The developers only need us to leave them alone for a few hours so they can get into the flow and get work done. They have a high level of ownership and are responsible for implementing, releasing and operating the code changes. They constantly search for ways to leverage automation to optimize their feedback loops and improve efficiency. The goal is to build the product right.
The Delivery should implement The Three Ways principles and use standard DevOps techniques such as the following:
- Continuous integration (CI)
- Continuous delivery (CD)
- Infrastructure as Code
- Chaos engineering
- Feature flags and A/B testing
- DevSecOps
- Automated Recovery
- User Telemetry
- Blue-green deployments
- Canary releases
- Configuration management
- Log management
- Performance monitoring
- Immutable infrastructure
While working on infrastructure tasks, we must remember that technology is not a goal but a tool. Having the most robust continuous integration and continuous delivery pipelines the world has ever seen is pointless if we build a product that fails to provide value to our customers. We must approach infrastructure tasks with pragmatism and reach a compromise between the ideal infrastructure and delivering customer value. One technique that helps to remain pragmatic is always to ask yourself how this work will improve your customers' lives.
One of the most critical characteristics of high-performance teams is psychological safety. Automation can contribute to this sense of security. The goal of automation is to provide developers with confidence and a sense of safety so they can move faster. When developers are confident that the automated tests and the CI/CD will be able to detect any errors, they are less afraid to attempt to contribute.
Continuous delivery of value
The Infinite Loop is meant to be iterative, not linear. The Infinite Loop divides the flow of work into Discovery and Delivery. The Discovery backlog contains user stories that can be pulled into the workboard. When the UX designers and developers understand the problem they are trying to solve and the proposed solution, they write a spec that becomes an item in the Delivery backlog.
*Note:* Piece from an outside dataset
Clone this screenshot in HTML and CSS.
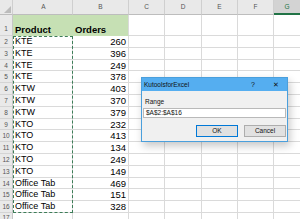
FILE: index.html
```html
<!DOCTYPE html>
<html>
<head>
<meta charset="utf-8">
<link rel="stylesheet" href="styles.css">
</head>
<body>
<div class="sheet">
  <div class="row colhead">
    <div class="c rn corner"><span class="tri"></span></div>
    <div class="c a">A</div><div class="c b">B</div><div class="c cc">C</div><div class="c d">D</div><div class="c e">E</div><div class="c f">F</div><div class="c g active">G</div>
  </div>
  <div class="row r1">
    <div class="c rn">1</div>
    <div class="c a hdr">Product</div><div class="c b hdr">Orders</div><div class="c cc"></div><div class="c d"></div><div class="c e"></div><div class="c f"></div><div class="c g"></div>
  </div>
  <div class="row"><div class="c rn">2</div><div class="c a">KTE</div><div class="c b num">260</div><div class="c cc"></div><div class="c d"></div><div class="c e"></div><div class="c f"></div><div class="c g"></div></div>
  <div class="row"><div class="c rn">3</div><div class="c a">KTE</div><div class="c b num">396</div><div class="c cc"></div><div class="c d"></div><div class="c e"></div><div class="c f"></div><div class="c g"></div></div>
  <div class="row"><div class="c rn">4</div><div class="c a">KTE</div><div class="c b num">249</div><div class="c cc"></div><div class="c d"></div><div class="c e"></div><div class="c f"></div><div class="c g"></div></div>
  <div class="row"><div class="c rn">5</div><div class="c a">KTE</div><div class="c b num">378</div><div class="c cc"></div><div class="c d"></div><div class="c e"></div><div class="c f"></div><div class="c g"></div></div>
  <div class="row"><div class="c rn">6</div><div class="c a">KTW</div><div class="c b num">403</div><div class="c cc"></div><div class="c d"></div><div class="c e"></div><div class="c f"></div><div class="c g"></div></div>
  <div class="row"><div class="c rn">7</div><div class="c a">KTW</div><div class="c b num">370</div><div class="c cc"></div><div class="c d"></div><div class="c e"></div><div class="c f"></div><div class="c g"></div></div>
  <div class="row"><div class="c rn">8</div><div class="c a">KTW</div><div class="c b num">379</div><div class="c cc"></div><div class="c d"></div><div class="c e"></div><div class="c f"></div><div class="c g"></div></div>
  <div class="row"><div class="c rn">9</div><div class="c a">KTO</div><div class="c b num">232</div><div class="c cc"></div><div class="c d"></div><div class="c e"></div><div class="c f"></div><div class="c g"></div></div>
  <div class="row"><div class="c rn">10</div><div class="c a">KTO</div><div class="c b num">413</div><div class="c cc"></div><div class="c d"></div><div class="c e"></div><div class="c f"></div><div class="c g"></div></div>
  <div class="row"><div class="c rn">11</div><div class="c a">KTO</div><div class="c b num">134</div><div class="c cc"></div><div class="c d"></div><div class="c e"></div><div class="c f"></div><div class="c g"></div></div>
  <div class="row"><div class="c rn">12</div><div class="c a">KTO</div><div class="c b num">249</div><div class="c cc"></div><div class="c d"></div><div class="c e"></div><div class="c f"></div><div class="c g"></div></div>
  <div class="row"><div class="c rn">13</div><div class="c a">KTO</div><div class="c b num">149</div><div class="c cc"></div><div class="c d"></div><div class="c e"></div><div class="c f"></div><div class="c g"></div></div>
  <div class="row"><div class="c rn">14</div><div class="c a">Office Tab</div><div class="c b num">469</div><div class="c cc"></div><div class="c d"></div><div class="c e"></div><div class="c f"></div><div class="c g"></div></div>
  <div class="row"><div class="c rn">15</div><div class="c a">Office Tab</div><div class="c b num">151</div><div class="c cc"></div><div class="c d"></div><div class="c e"></div><div class="c f"></div><div class="c g"></div></div>
  <div class="row"><div class="c rn">16</div><div class="c a">Office Tab</div><div class="c b num">328</div><div class="c cc"></div><div class="c d"></div><div class="c e"></div><div class="c f"></div><div class="c g"></div></div>
  <div class="row last"><div class="c rn">17</div><div class="c a"></div><div class="c b"></div><div class="c cc"></div><div class="c d"></div><div class="c e"></div><div class="c f"></div><div class="c g"></div></div>
  <div class="ants"></div>
  <div class="dialog">
    <div class="titlebar">
      <span class="title">KutoolsforExcel</span>
      <span class="tbtn q">?</span>
      <span class="tbtn x">&#x2715;</span>
    </div>
    <div class="dbody">
      <div class="label">Range</div>
      <div class="input">$A$2:$A$16</div>
      <div class="buttons">
        <div class="btn ok">OK</div>
        <div class="btn">Cancel</div>
      </div>
    </div>
  </div>
</div>
</body>
</html>
```

FILE: styles.css
```css
html, body {
  margin: 0;
  padding: 0;
  background: #ffffff;
}
.sheet {
  position: relative;
  width: 300px;
  height: 219px;
  overflow: hidden;
  font-family: "Liberation Sans", Arial, sans-serif;
  color: #000;
}
.row {
  display: flex;
  height: 11.8px;
}
.row.colhead { height: 15px; }
.row.r1 { height: 21px; }
.row.last { height: 8px; }
.c {
  box-sizing: border-box;
  flex: none;
  border-right: 1px solid #dadada;
  border-bottom: 1px solid #dadada;
  font-size: 9px;
  line-height: 11px;
  white-space: nowrap;
  overflow: hidden;
}
.rn { width: 13px; background: #e9e9e9; color: #555; font-size: 6.5px; text-align: center; border-right-color: #c6c6c6; border-bottom-color: #d4d4d4; line-height: 11px; }
.last .rn { line-height: 9px; }
.a { width: 60px; padding-left: 2px; }
.b { width: 56px; }
.cc { width: 36px; }
.d { width: 37px; }
.e { width: 36px; }
.f { width: 36px; }
.g { width: 26px; border-right: none; }
.num { text-align: right; padding-right: 2px; font-size: 9.5px; }
.colhead .c {
  background: #e9e9e9;
  color: #555;
  font-size: 6.5px;
  text-align: center;
  line-height: 14px;
  border-right-color: #cfcfcf;
  border-bottom-color: #bdbdbd;
}
.colhead .corner { position: relative; }
.tri {
  position: absolute;
  right: 1px;
  bottom: 1px;
  width: 0;
  height: 0;
  border-left: 7px solid transparent;
  border-bottom: 7px solid #bcbcbc;
}
.colhead .active {
  background: #d3d3d3;
  color: #217346;
  border-bottom: 2px solid #217346;
}
.r1 .rn { line-height: 28px; }
.r1 .hdr {
  background: #c6e0b4;
  font-weight: bold;
  font-size: 9.5px;
  line-height: 30px;
  border-right-color: #c6e0b4;
  border-bottom-color: #c6e0b4;
}
.r1 .b.hdr { padding-left: 2px; border-right-color: #dadada; }
.ants {
  position: absolute;
  left: 13px;
  top: 35.5px;
  width: 60px;
  height: 177.5px;
  box-sizing: border-box;
  border: 1.5px dashed #3d7d58;
}
.dialog {
  position: absolute;
  left: 141px;
  top: 77px;
  width: 147px;
  height: 65px;
  box-sizing: border-box;
  border: 1px solid #4a9fdc;
  background: #f0f0f0;
  box-shadow: 2px 4px 8px rgba(0, 0, 0, 0.22);
  display: flex;
  flex-direction: column;
}
.titlebar {
  height: 13px;
  background: #55aef0;
  display: flex;
  align-items: center;
  padding-left: 2px;
  font-size: 6.5px;
  color: #111;
}
.title { flex: 1; }
.tbtn { font-size: 7px; text-align: center; }
.q { width: 10px; margin-right: 13px; }
.x { width: 10px; margin-right: 6px; font-size: 7px; }
.dbody {
  padding: 6px 1px 0 1px;
  display: flex;
  flex-direction: column;
}
.label {
  font-size: 6.5px;
  line-height: 9px;
  margin-bottom: 2px;
  padding-left: 2px;
  color: #111;
}
.input {
  height: 10px;
  box-sizing: border-box;
  background: #fff;
  border: 1px solid #b9b9b9;
  font-size: 6.5px;
  line-height: 8px;
  padding-left: 2px;
  color: #111;
}
.buttons {
  margin-top: 7px;
  display: flex;
  justify-content: flex-end;
  gap: 6px;
}
.btn {
  width: 42px;
  height: 12px;
  box-sizing: border-box;
  background: #e1e1e1;
  border: 1px solid #adadad;
  font-size: 6.5px;
  line-height: 10px;
  text-align: center;
  color: #111;
}
.btn.ok { border-color: #0078d7; }
```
However, Discovery and Delivery are not linear. The process should be iterative. Some discovery work takes a few hours, and others can take longer, but it is an ongoing process of ideation, validation and removing unknowns. We pick one customer pain point at a time and use Discovery to mitigate the risk before proceeding to development. Often the same pain point will go through multiple discovery/development iterations. The Discovery might involve prototyping, surveys, and data mining in early iterations, but successive iterations probably include data analytics and A/B testing in production (doing this in production requires Delivery)
Rather than a Discovery "Phase" where we spend several weeks of validated product backlog items and deliver them to engineering, teams should embrace continuous product discovery – where we are constantly identifying, validating and describing new product backlog items. Discovery feeds Delivery, and Delivery feeds Discovery. They aren't two distinct phases. You can't have one without the other. The process is iterative and infinite, not linear. Discovery and Delivery should ultimately lead to an infinite and continuous delivery of value.